In Hamburg vertraut niemand niemandem. Am auffälligsten zeigt sich diese Furcht vor dem fremden Angreifer, Übeltäter und Langfinger an den Briefkästen: Die befinden sich hier merkwürdiger Weise und fast ausnahmslos in den Hausfluren – und nicht da, wo Briefkästen hingehören: draußen am Haus. Dort könnten sie aber doch auch aufgebrochen werden, entgegnen mir älter eingesessene Hamburger immer wieder. Da, wo ich herkomme, pflegt man Briefkästen allerdings nicht aufzubrechen. Man wirft stattdessen Briefe hinein, zuweilen Pizzaflyer, an Silvester auch schon mal einen Knaller – und natürlich Zeitungen.

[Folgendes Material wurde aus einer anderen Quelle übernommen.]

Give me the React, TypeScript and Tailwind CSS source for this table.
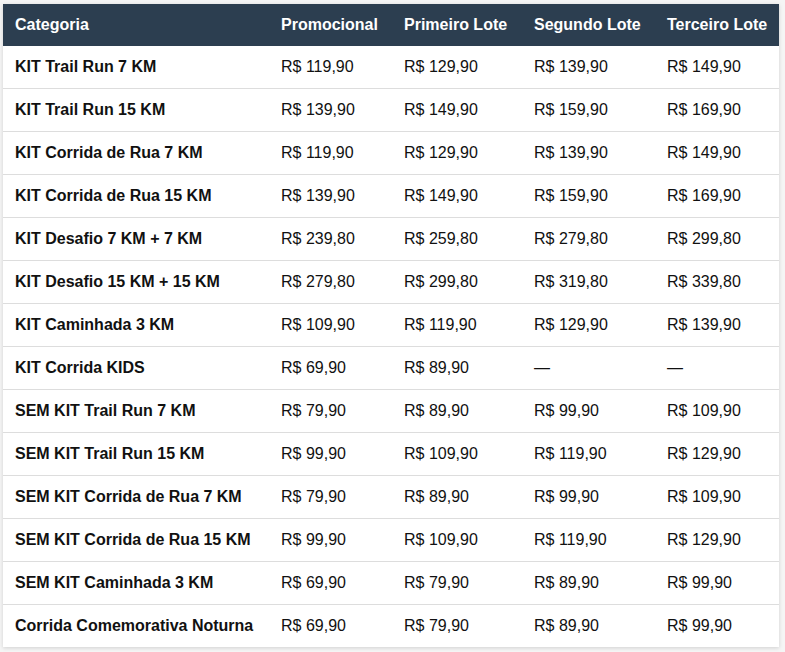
import React from "react";

const rows: string[][] = [
  ["KIT Trail Run 7 KM", "R$ 119,90", "R$ 129,90", "R$ 139,90", "R$ 149,90"],
  ["KIT Trail Run 15 KM", "R$ 139,90", "R$ 149,90", "R$ 159,90", "R$ 169,90"],
  ["KIT Corrida de Rua 7 KM", "R$ 119,90", "R$ 129,90", "R$ 139,90", "R$ 149,90"],
  ["KIT Corrida de Rua 15 KM", "R$ 139,90", "R$ 149,90", "R$ 159,90", "R$ 169,90"],
  ["KIT Desafio 7 KM + 7 KM", "R$ 239,80", "R$ 259,80", "R$ 279,80", "R$ 299,80"],
  ["KIT Desafio 15 KM + 15 KM", "R$ 279,80", "R$ 299,80", "R$ 319,80", "R$ 339,80"],
  ["KIT Caminhada 3 KM", "R$ 109,90", "R$ 119,90", "R$ 129,90", "R$ 139,90"],
  ["KIT Corrida KIDS", "R$ 69,90", "R$ 89,90", "—", "—"],
  ["SEM KIT Trail Run 7 KM", "R$ 79,90", "R$ 89,90", "R$ 99,90", "R$ 109,90"],
  ["SEM KIT Trail Run 15 KM", "R$ 99,90", "R$ 109,90", "R$ 119,90", "R$ 129,90"],
  ["SEM KIT Corrida de Rua 7 KM", "R$ 79,90", "R$ 89,90", "R$ 99,90", "R$ 109,90"],
  ["SEM KIT Corrida de Rua 15 KM", "R$ 99,90", "R$ 109,90", "R$ 119,90", "R$ 129,90"],
  ["SEM KIT Caminhada 3 KM", "R$ 69,90", "R$ 79,90", "R$ 89,90", "R$ 99,90"],
  ["Corrida Comemorativa Noturna", "R$ 69,90", "R$ 79,90", "R$ 89,90", "R$ 99,90"],
];

const headers = ["Categoria", "Promocional", "Primeiro Lote", "Segundo Lote", "Terceiro Lote"];
const widths = ["w-[266px]", "w-[123px]", "w-[130px]", "w-[133px]", "w-[124px]"];

export default function App() {
  return (
    <div className="min-h-[652px] bg-[#f5f5f5] pl-[3px] pt-[4px] text-[16px] text-[#111]" style={{ fontFamily: '"Liberation Sans", Arial, sans-serif' }}>
      <div className="w-[776px] bg-white shadow-[0_1px_4px_rgba(0,0,0,0.15)]">
        <div className="flex h-[42px] items-center bg-[#2c3e50] font-bold text-white">
          {headers.map((h, i) => (
            <div key={h} className={`${widths[i]} shrink-0 whitespace-nowrap pl-3`}>{h}</div>
          ))}
        </div>
        {rows.map((r, ri) => (
          <div
            key={ri}
            className={`flex items-center ${ri < rows.length - 1 ? "h-[43px] border-b border-[#dddddd]" : "h-[42px]"}`}
          >
            {r.map((c, ci) => (
              <div key={ci} className={`${widths[ci]} shrink-0 whitespace-nowrap pl-3 ${ci === 0 ? "font-bold" : ""}`}>{c}</div>
            ))}
          </div>
        ))}
      </div>
    </div>
  );
}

Aber die werden – wer hätt’s gedacht – von den hiesigen Zustellern nicht in den vorgesehen Bestimmungsort geworfen, sondern in anonyme, weiße Plastiktüten gestopft. Diese wiederum baumeln dann ab sechs Uhr in der Früh am Knauf der Haustür – wenn man Glück hat. Oft landet das abonnierte Blatt lieblos auf dem dreckigen Treppenabsatz. Oder auf dem Bürgersteig, der ist noch dreckiger.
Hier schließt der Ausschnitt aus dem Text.